一方、海外では経済成長率の高い東南アジアで拠点を拡大すべく、ローカル企業も含めてM&Aを引き続き検討していく。特にベトナムに関しては積極的に市場シェアを拡大していく方針で、今後の成長エンジンとして期待される。
新規事業としては、デジタル印刷による段ボールを使ったSP事業を育成するほか、既存事業を補完する新規事業の検討も同時に進めていく。
(3) その他の施策
2つの成長戦略を支える項目として、開発設計力の強化、人的資本の充実、業務革新&生産革新にも取り組んでいる。
a) 開発設計力の強化
環境対策として3R(リデュース・リユース・リサイクル)+C(コンポスト※)や、脱プラスチックを促進するサステナブル包装の開発を強化する。また、社会構造の変化(高齢化、労働人口減少等)に対応して、高齢者にも使いやすいような包装設計や、包装工数の減少によって包装作業の人員削減に資する包装設計に取り組む。
※ 有機物を分解して肥料にするためのプロセス。
そのほか、顧客の商品価値を高める包装・デザインによる顧客価値の創造にも取り組む。
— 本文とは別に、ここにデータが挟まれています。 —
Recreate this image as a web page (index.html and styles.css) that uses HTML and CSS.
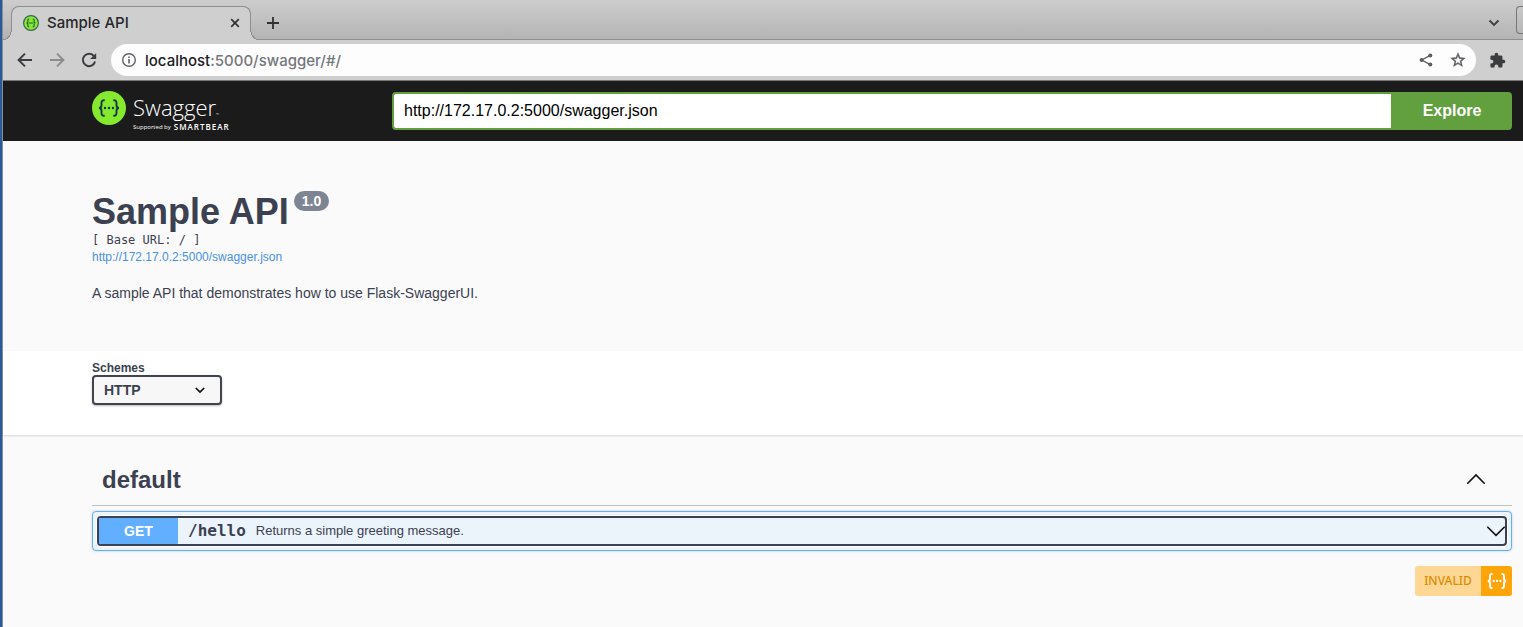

中小企業の顧客では社内にデザイン部を持たないところも多く、こうした顧客に対し訴求していくことで、デジタル印刷による顧客価値の拡大や新規需要の創造を図る。
b) 人的資本の充実
社員のやる気と成長が会社発展の礎になるとの考えのもと、働き方改革やエンゲージメントの向上、安全で快適な職場環境の整備、ダイバーシティ&インクルージョンを推進する。
c) 業務革新&生産革新
「設備効率化活動」「2SX活動」「標準化」の3本柱で業務革新と生産革新の基盤を構築していくほか、基幹システムの刷新や生産のDX推進、並びにデジタル印刷機を活用した生産革新により、「見える・繋がる・止まらない」「省人化・無人化」に取り組む。